**Data for the task**
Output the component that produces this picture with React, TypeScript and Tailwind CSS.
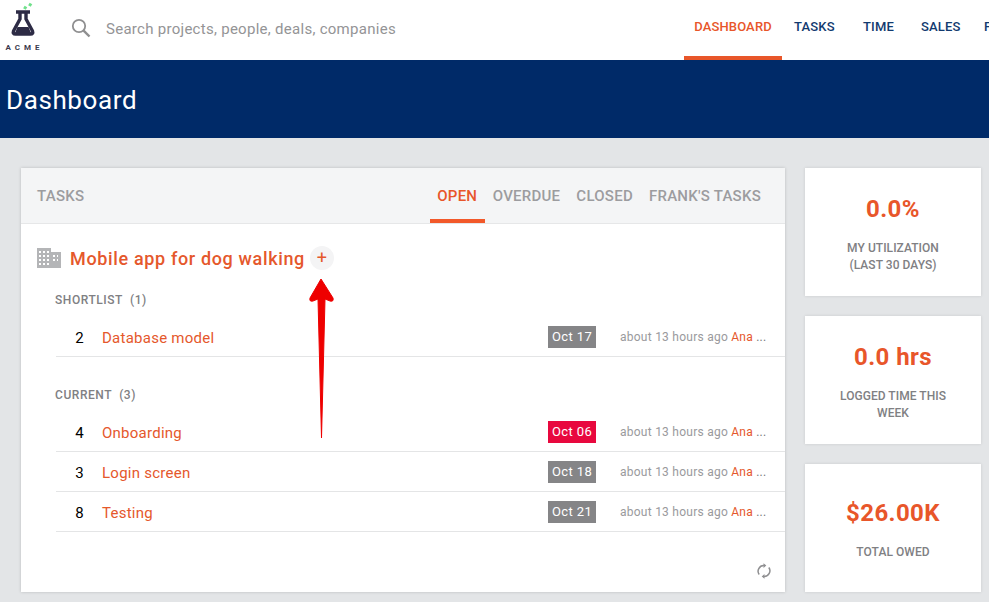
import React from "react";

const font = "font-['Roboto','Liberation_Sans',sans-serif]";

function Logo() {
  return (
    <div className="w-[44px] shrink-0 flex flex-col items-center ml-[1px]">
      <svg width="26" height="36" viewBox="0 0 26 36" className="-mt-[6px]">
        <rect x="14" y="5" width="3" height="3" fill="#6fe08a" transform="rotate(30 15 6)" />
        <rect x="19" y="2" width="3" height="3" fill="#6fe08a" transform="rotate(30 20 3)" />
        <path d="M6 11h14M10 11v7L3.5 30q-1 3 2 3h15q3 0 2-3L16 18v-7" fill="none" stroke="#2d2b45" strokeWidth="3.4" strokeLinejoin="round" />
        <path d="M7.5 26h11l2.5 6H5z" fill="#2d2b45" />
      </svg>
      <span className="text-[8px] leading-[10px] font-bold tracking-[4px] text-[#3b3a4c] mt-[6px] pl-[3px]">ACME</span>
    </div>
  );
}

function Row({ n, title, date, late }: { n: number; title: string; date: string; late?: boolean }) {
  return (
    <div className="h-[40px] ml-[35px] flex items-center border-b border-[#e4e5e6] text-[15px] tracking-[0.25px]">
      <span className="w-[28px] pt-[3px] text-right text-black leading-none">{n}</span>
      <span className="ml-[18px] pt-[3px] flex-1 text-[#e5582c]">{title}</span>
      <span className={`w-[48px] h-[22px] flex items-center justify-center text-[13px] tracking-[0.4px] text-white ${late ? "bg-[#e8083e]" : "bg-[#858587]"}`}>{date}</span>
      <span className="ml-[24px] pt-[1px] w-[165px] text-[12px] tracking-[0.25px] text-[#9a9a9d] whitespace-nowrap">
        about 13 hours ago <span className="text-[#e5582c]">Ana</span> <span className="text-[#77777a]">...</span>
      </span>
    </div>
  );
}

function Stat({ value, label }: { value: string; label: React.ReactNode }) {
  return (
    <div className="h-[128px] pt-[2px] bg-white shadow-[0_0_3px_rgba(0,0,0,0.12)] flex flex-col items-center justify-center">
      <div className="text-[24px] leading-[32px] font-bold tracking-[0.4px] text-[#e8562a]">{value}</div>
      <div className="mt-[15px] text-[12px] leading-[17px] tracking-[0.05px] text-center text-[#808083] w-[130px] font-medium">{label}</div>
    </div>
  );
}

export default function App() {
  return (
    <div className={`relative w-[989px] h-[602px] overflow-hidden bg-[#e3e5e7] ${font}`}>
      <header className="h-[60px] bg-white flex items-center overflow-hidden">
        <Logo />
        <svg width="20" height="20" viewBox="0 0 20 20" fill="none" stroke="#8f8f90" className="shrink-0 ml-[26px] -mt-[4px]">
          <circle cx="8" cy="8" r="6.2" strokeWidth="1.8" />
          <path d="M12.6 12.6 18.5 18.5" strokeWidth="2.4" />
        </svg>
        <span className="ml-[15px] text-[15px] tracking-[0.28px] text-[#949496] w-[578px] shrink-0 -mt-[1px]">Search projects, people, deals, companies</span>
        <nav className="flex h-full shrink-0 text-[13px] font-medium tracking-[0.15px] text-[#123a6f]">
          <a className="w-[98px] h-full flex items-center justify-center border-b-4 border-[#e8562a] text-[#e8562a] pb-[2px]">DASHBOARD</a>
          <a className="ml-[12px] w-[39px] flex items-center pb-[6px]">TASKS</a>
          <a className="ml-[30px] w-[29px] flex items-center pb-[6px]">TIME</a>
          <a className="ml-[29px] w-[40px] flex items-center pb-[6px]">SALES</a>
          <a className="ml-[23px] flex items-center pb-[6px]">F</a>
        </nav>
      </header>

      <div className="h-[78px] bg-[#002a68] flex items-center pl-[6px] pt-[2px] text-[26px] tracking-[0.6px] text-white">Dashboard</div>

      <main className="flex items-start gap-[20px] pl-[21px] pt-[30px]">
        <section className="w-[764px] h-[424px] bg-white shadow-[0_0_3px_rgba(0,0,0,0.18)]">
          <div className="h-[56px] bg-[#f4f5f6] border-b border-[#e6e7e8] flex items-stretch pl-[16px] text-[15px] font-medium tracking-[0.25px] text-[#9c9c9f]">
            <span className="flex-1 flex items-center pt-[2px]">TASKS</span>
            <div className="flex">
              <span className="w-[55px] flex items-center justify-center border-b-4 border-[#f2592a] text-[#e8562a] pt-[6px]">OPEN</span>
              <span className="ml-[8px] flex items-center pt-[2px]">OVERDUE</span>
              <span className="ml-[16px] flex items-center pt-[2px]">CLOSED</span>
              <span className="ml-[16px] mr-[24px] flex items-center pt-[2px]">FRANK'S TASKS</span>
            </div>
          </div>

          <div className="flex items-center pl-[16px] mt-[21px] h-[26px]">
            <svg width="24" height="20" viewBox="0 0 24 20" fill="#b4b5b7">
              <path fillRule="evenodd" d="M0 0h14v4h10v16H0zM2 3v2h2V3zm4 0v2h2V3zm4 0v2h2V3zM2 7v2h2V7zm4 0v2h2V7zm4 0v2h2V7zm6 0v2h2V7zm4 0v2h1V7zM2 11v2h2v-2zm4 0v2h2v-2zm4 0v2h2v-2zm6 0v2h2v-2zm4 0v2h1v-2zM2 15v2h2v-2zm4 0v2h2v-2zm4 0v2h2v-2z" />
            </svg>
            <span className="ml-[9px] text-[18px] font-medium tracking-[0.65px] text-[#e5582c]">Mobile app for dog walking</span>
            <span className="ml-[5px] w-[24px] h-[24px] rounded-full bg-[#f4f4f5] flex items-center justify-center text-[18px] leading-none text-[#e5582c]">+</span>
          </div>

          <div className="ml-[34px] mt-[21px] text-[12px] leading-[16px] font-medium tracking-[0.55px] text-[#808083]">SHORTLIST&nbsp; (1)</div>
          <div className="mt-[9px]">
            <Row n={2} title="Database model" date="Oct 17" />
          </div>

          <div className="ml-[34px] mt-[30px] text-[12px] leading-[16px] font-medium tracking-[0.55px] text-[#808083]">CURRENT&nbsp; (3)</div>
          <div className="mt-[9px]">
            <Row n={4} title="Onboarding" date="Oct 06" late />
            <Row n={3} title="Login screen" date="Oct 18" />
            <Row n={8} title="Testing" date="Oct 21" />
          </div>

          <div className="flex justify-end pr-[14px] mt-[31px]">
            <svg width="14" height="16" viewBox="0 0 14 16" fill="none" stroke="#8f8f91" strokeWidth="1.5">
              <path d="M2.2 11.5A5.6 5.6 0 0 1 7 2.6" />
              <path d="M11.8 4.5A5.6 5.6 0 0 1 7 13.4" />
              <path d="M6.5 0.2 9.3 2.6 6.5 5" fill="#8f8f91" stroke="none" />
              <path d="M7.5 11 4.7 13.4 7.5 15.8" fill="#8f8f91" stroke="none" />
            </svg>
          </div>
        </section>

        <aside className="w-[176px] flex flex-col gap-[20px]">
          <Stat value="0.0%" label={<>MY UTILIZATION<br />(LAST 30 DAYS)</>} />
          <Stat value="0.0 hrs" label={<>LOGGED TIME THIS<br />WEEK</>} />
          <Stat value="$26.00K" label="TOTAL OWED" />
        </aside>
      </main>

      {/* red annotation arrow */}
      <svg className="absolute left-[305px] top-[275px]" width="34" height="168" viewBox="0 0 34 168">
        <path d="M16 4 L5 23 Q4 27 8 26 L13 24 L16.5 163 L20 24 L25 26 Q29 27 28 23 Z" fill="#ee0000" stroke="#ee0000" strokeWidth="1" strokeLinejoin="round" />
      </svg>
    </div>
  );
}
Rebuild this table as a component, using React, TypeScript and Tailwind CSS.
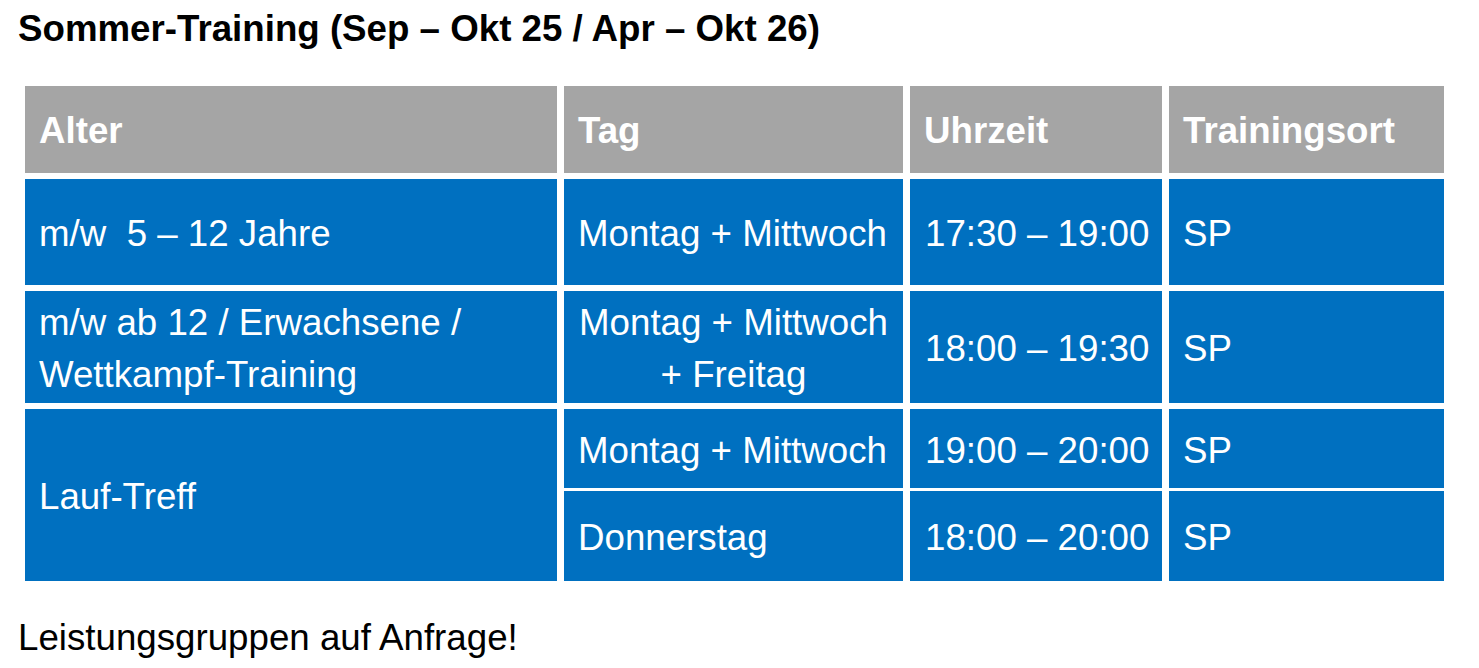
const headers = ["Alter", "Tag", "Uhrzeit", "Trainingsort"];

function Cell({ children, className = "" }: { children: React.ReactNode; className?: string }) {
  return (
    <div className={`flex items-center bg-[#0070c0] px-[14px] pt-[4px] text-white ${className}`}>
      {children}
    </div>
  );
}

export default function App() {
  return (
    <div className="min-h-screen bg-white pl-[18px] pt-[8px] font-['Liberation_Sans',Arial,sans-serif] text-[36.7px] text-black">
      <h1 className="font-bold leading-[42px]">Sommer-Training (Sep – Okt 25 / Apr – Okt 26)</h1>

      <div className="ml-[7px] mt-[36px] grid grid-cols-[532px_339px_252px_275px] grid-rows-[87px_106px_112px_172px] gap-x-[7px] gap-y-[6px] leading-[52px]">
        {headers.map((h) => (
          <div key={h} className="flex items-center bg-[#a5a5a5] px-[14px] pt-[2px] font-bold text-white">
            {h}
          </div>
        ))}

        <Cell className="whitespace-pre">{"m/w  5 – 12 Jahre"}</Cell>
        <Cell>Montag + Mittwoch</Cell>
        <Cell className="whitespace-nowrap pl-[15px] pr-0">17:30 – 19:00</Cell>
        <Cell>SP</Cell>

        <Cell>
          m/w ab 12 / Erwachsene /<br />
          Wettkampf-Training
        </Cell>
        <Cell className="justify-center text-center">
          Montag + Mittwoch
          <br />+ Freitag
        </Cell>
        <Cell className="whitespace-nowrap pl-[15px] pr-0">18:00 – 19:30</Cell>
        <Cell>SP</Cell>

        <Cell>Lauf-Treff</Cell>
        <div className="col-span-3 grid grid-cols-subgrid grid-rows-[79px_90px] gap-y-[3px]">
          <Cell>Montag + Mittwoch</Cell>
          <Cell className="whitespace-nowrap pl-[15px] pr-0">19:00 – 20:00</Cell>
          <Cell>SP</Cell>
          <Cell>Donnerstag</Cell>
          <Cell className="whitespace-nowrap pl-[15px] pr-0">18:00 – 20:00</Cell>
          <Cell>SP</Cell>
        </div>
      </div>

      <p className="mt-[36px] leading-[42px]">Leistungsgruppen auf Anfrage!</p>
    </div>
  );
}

**Exercise details**
Scan the records above for the string "React", then report every line that contains it.

**Output for this exercise**
Output the component that produces this picture with React, TypeScript and Tailwind CSS.
import React from "react";
function Stat({ value, label }: { value: string; label: React.ReactNode }) {
Rebuild this table as a component, using React, TypeScript and Tailwind CSS.
function Cell({ children, className = "" }: { children: React.ReactNode; className?: string }) {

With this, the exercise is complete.